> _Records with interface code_
========================================================================
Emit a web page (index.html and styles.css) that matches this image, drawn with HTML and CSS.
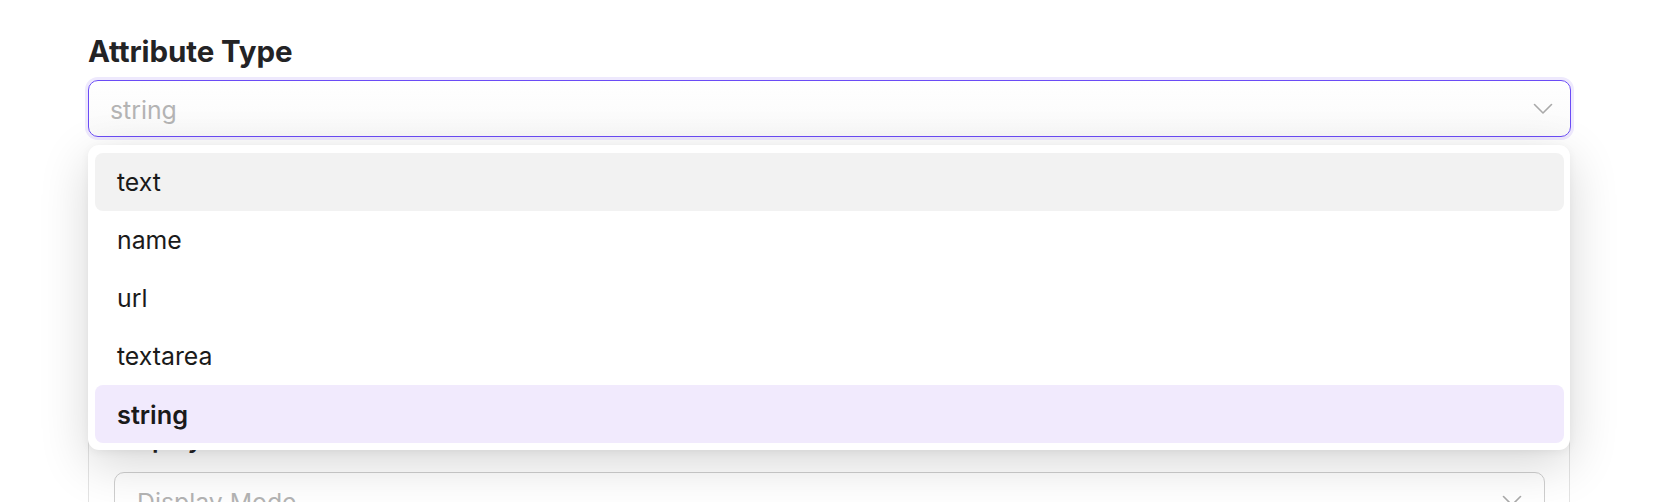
FILE: index.html
```html
<!DOCTYPE html>
<html lang="en">
<head>
<meta charset="utf-8">
<title>Attribute Type</title>
<link rel="stylesheet" href="styles.css">
</head>
<body>
<main class="page">
  <div class="field">
    <label class="field-label">Attribute Type</label>
    <div class="select-wrap">
      <div class="select select-open">
        <span class="placeholder">string</span>
        <svg class="chevron" width="20" height="12" viewBox="0 0 20 12"><path d="M1.5 1.5 L10 10 L18.5 1.5" fill="none" stroke="#a9a9a9" stroke-width="1.6" stroke-linecap="round" stroke-linejoin="round"/></svg>
      </div>
      <ul class="menu">
        <li class="option option-hover">text</li>
        <li class="option">name</li>
        <li class="option">url</li>
        <li class="option">textarea</li>
        <li class="option option-selected">string</li>
      </ul>
    </div>
  </div>
  <section class="card">
    <label class="field-label small">Display Mode</label>
    <div class="select">
      <span class="placeholder">Display Mode</span>
      <svg class="chevron" width="20" height="12" viewBox="0 0 20 12"><path d="M1.5 1.5 L10 10 L18.5 1.5" fill="none" stroke="#a9a9a9" stroke-width="1.6" stroke-linecap="round" stroke-linejoin="round"/></svg>
    </div>
  </section>
</main>
</body>
</html>
```
FILE: styles.css
```css
* { box-sizing: border-box; }
html, body { margin: 0; background: #ffffff; }
body {
  font-family: Inter, "Noto Sans", sans-serif;
  color: #1c1c1e;
  overflow: hidden;
  height: 502px;
}
.page {
  padding: 33px 107px 0 88px;
}
.field-label {
  display: block;
  font-size: 29.5px;
  font-weight: 700;
  line-height: 36px;
  color: #232325;
  letter-spacing: -0.1px;
  margin-bottom: 11px;
}
.field-label.small {
  font-size: 25px;
  font-weight: 600;
  line-height: 30px;
  margin-bottom: 18px;
}
.select-wrap {
  position: relative;
  z-index: 2;
}
.select {
  height: 57px;
  border: 1px solid #cfcfcf;
  border-radius: 10px;
  background: #ffffff;
  display: flex;
  align-items: center;
  justify-content: space-between;
  padding: 0 16px 0 22px;
}
.select-open {
  border: 1.5px solid #6b4cf6;
  box-shadow: 0 0 0 3px #eee9fd;
  background: linear-gradient(#ffffff, #fafafa);
  padding-left: 21px;
}
.placeholder {
  font-size: 24.8px;
  color: #b4b4b4;
  padding-top: 2px;
}
.chevron { display: block; margin-right: 1px; }
.menu {
  position: absolute;
  top: calc(100% + 8px);
  left: 0;
  right: 1px;
  margin: 0;
  padding: 8px 6px 7px 7px;
  list-style: none;
  background: #ffffff;
  border-radius: 11px;
  box-shadow: 0 14px 50px rgba(0, 0, 0, 0.16), 0 2px 8px rgba(0, 0, 0, 0.05);
}
.option {
  height: 58px;
  display: flex;
  align-items: center;
  padding-left: 22px;
  font-size: 24.8px;
  color: #1a1a1a;
  border-radius: 8px;
}
.option-hover { background: #f2f2f2; }
.option-selected {
  background: #f1eafd;
  font-weight: 600;
  font-size: 25.3px;
}
.card {
  margin-top: 118px;
  margin-right: 1px;
  border: 1px solid #e3e3e3;
  border-radius: 10px;
  padding: 168px 24px 20px 25px;
  height: 400px;
}
.card .select {
  padding-left: 22px;
  padding-right: 21px;
}
```
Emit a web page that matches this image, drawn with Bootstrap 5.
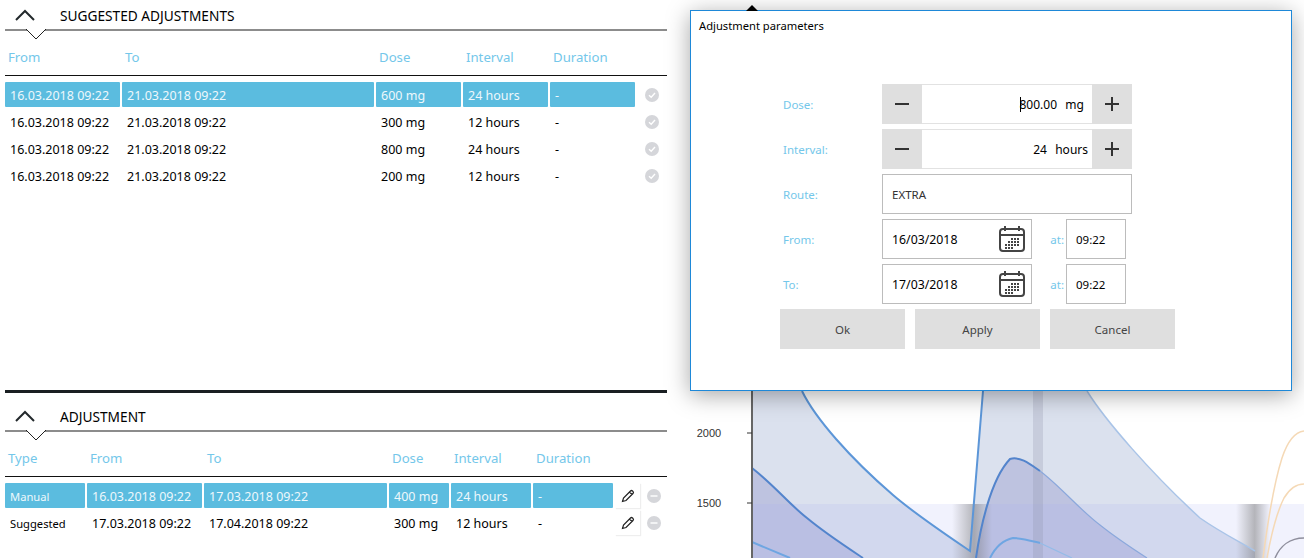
========================================================================
> _What this task involves_
Exclude the pictures, and transcribe all of the material exactly.

> _Worked solution_
Emit a web page (index.html and styles.css) that matches this image, drawn with HTML and CSS.
FILE: index.html
```html
<!DOCTYPE html>
<html lang="en">
<head>
<meta charset="utf-8">
<title>Attribute Type</title>
<link rel="stylesheet" href="styles.css">
</head>
<body>
<main class="page">
  <div class="field">
    <label class="field-label">Attribute Type</label>
    <div class="select-wrap">
      <div class="select select-open">
        <span class="placeholder">string</span>
        <svg class="chevron" width="20" height="12" viewBox="0 0 20 12"><path d="M1.5 1.5 L10 10 L18.5 1.5" fill="none" stroke="#a9a9a9" stroke-width="1.6" stroke-linecap="round" stroke-linejoin="round"/></svg>
      </div>
      <ul class="menu">
        <li class="option option-hover">text</li>
        <li class="option">name</li>
        <li class="option">url</li>
        <li class="option">textarea</li>
        <li class="option option-selected">string</li>
      </ul>
    </div>
  </div>
  <section class="card">
    <label class="field-label small">Display Mode</label>
    <div class="select">
      <span class="placeholder">Display Mode</span>
      <svg class="chevron" width="20" height="12" viewBox="0 0 20 12"><path d="M1.5 1.5 L10 10 L18.5 1.5" fill="none" stroke="#a9a9a9" stroke-width="1.6" stroke-linecap="round" stroke-linejoin="round"/></svg>
    </div>
  </section>
</main>
</body>
</html>
```
FILE: styles.css
```css
* { box-sizing: border-box; }
html, body { margin: 0; background: #ffffff; }
body {
  font-family: Inter, "Noto Sans", sans-serif;
  color: #1c1c1e;
  overflow: hidden;
  height: 502px;
}
.page {
  padding: 33px 107px 0 88px;
}
.field-label {
  display: block;
  font-size: 29.5px;
  font-weight: 700;
  line-height: 36px;
  color: #232325;
  letter-spacing: -0.1px;
  margin-bottom: 11px;
}
.field-label.small {
  font-size: 25px;
  font-weight: 600;
  line-height: 30px;
  margin-bottom: 18px;
}
.select-wrap {
  position: relative;
  z-index: 2;
}
.select {
  height: 57px;
  border: 1px solid #cfcfcf;
  border-radius: 10px;
  background: #ffffff;
  display: flex;
  align-items: center;
  justify-content: space-between;
  padding: 0 16px 0 22px;
}
.select-open {
  border: 1.5px solid #6b4cf6;
  box-shadow: 0 0 0 3px #eee9fd;
  background: linear-gradient(#ffffff, #fafafa);
  padding-left: 21px;
}
.placeholder {
  font-size: 24.8px;
  color: #b4b4b4;
  padding-top: 2px;
}
.chevron { display: block; margin-right: 1px; }
.menu {
  position: absolute;
  top: calc(100% + 8px);
  left: 0;
  right: 1px;
  margin: 0;
  padding: 8px 6px 7px 7px;
  list-style: none;
  background: #ffffff;
  border-radius: 11px;
  box-shadow: 0 14px 50px rgba(0, 0, 0, 0.16), 0 2px 8px rgba(0, 0, 0, 0.05);
}
.option {
  height: 58px;
  display: flex;
  align-items: center;
  padding-left: 22px;
  font-size: 24.8px;
  color: #1a1a1a;
  border-radius: 8px;
}
.option-hover { background: #f2f2f2; }
.option-selected {
  background: #f1eafd;
  font-weight: 600;
  font-size: 25.3px;
}
.card {
  margin-top: 118px;
  margin-right: 1px;
  border: 1px solid #e3e3e3;
  border-radius: 10px;
  padding: 168px 24px 20px 25px;
  height: 400px;
}
.card .select {
  padding-left: 22px;
  padding-right: 21px;
}
```
Emit a web page that matches this image, drawn with Bootstrap 5.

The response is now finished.